* _WRITTEN INSTRUCTION_:
Reproduce the records below exactly, leaving out any pictures.

....

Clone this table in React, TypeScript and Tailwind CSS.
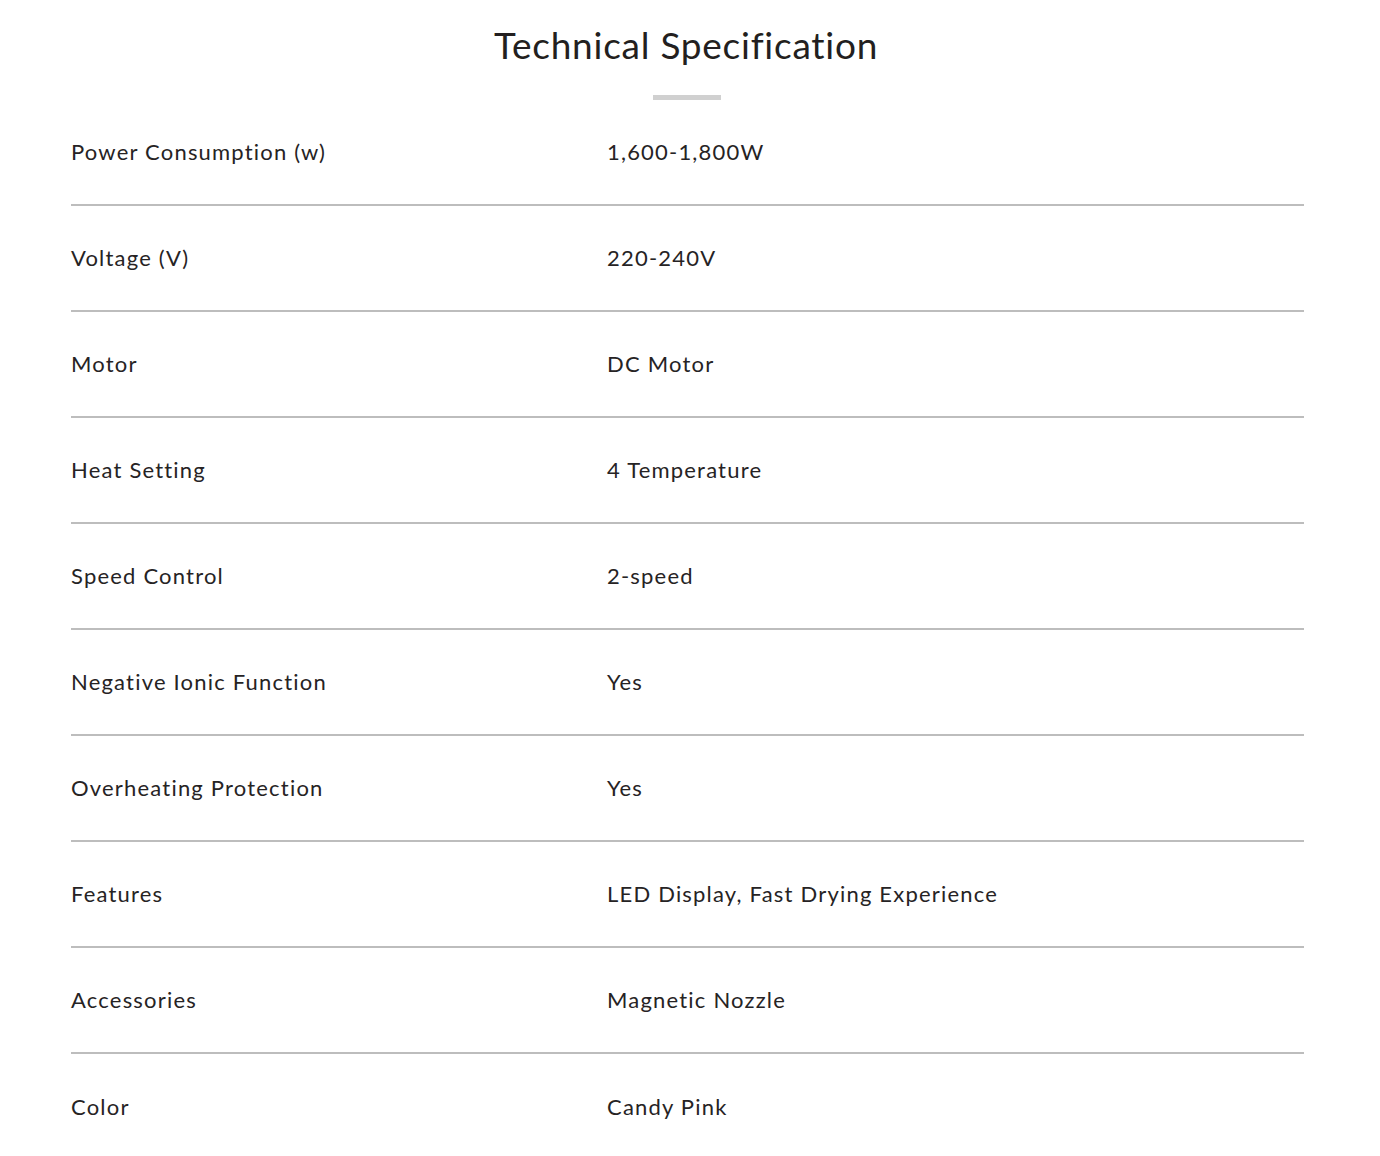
const specs: [string, string][] = [
  ['Power Consumption (w)', '1,600-1,800W'],
  ['Voltage (V)', '220-240V'],
  ['Motor', 'DC Motor'],
  ['Heat Setting', '4 Temperature'],
  ['Speed Control', '2-speed'],
  ['Negative Ionic Function', 'Yes'],
  ['Overheating Protection', 'Yes'],
  ['Features', 'LED Display, Fast Drying Experience'],
  ['Accessories', 'Magnetic Nozzle'],
  ['Color', 'Candy Pink'],
]

export default function App() {
  return (
    <div className="min-h-screen bg-white font-['Lato',sans-serif] text-[#231f20]">
      <section className="pt-[22px]">
        <h2 className="pr-[8px] text-center text-[37px] leading-[46px] tracking-[0.75px]">
          Technical Specification
        </h2>
        <div className="mx-auto mt-[27px] h-[5px] w-[68px] -translate-x-[3px] bg-[#d0d0d0]" />

        <div className="ml-[71px] w-[1233px]">
          {specs.map(([label, value], i) => (
            <div
              key={label}
              className={`flex h-[106px] items-center text-[22px] tracking-[1.2px] text-[#262324] ${i < specs.length - 1 ? 'border-b-2 border-[#bdbdbd]' : ''}`}
            >
              <div className="w-[536px] pb-[2px]">{label}</div>
              <div className="pb-[2px]">{value}</div>
            </div>
          ))}
        </div>
      </section>
    </div>
  )
}
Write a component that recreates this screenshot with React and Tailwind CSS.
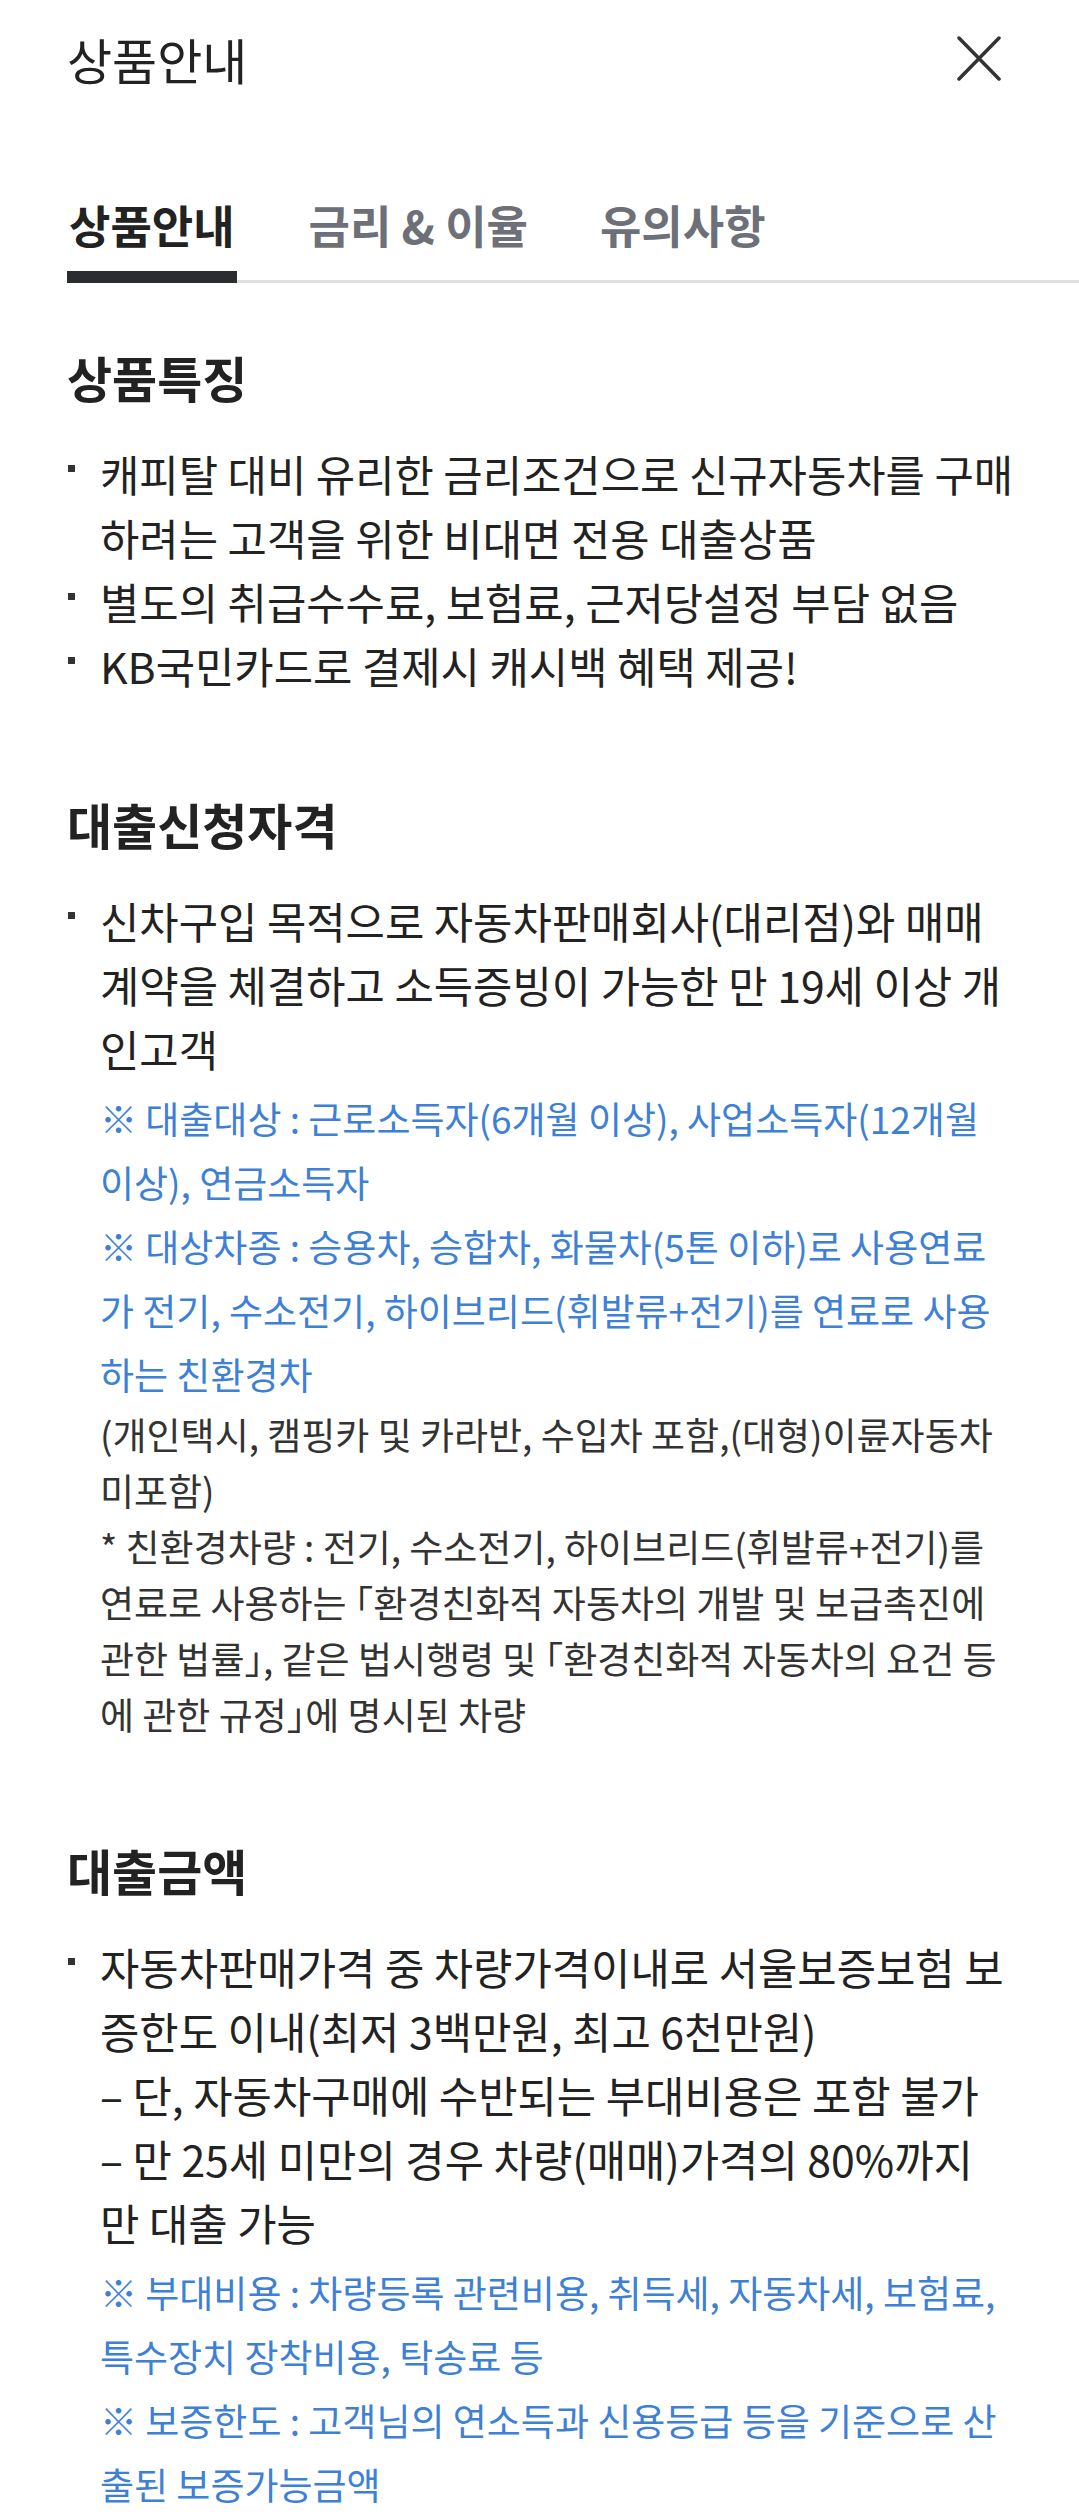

....

* _TASK OUTPUT_:
Clone this table in React, TypeScript and Tailwind CSS.
const specs: [string, string][] = [
  ['Power Consumption (w)', '1,600-1,800W'],
  ['Voltage (V)', '220-240V'],
  ['Motor', 'DC Motor'],
  ['Heat Setting', '4 Temperature'],
  ['Speed Control', '2-speed'],
  ['Negative Ionic Function', 'Yes'],
  ['Overheating Protection', 'Yes'],
  ['Features', 'LED Display, Fast Drying Experience'],
  ['Accessories', 'Magnetic Nozzle'],
  ['Color', 'Candy Pink'],
]

export default function App() {
  return (
    <div className="min-h-screen bg-white font-['Lato',sans-serif] text-[#231f20]">
      <section className="pt-[22px]">
        <h2 className="pr-[8px] text-center text-[37px] leading-[46px] tracking-[0.75px]">
          Technical Specification
        </h2>
        <div className="mx-auto mt-[27px] h-[5px] w-[68px] -translate-x-[3px] bg-[#d0d0d0]" />

        <div className="ml-[71px] w-[1233px]">
          {specs.map(([label, value], i) => (
            <div
              key={label}
              className={`flex h-[106px] items-center text-[22px] tracking-[1.2px] text-[#262324] ${i < specs.length - 1 ? 'border-b-2 border-[#bdbdbd]' : ''}`}
            >
              <div className="w-[536px] pb-[2px]">{label}</div>
              <div className="pb-[2px]">{value}</div>
            </div>
          ))}
        </div>
      </section>
    </div>
  )
}
Write a component that recreates this screenshot with React and Tailwind CSS.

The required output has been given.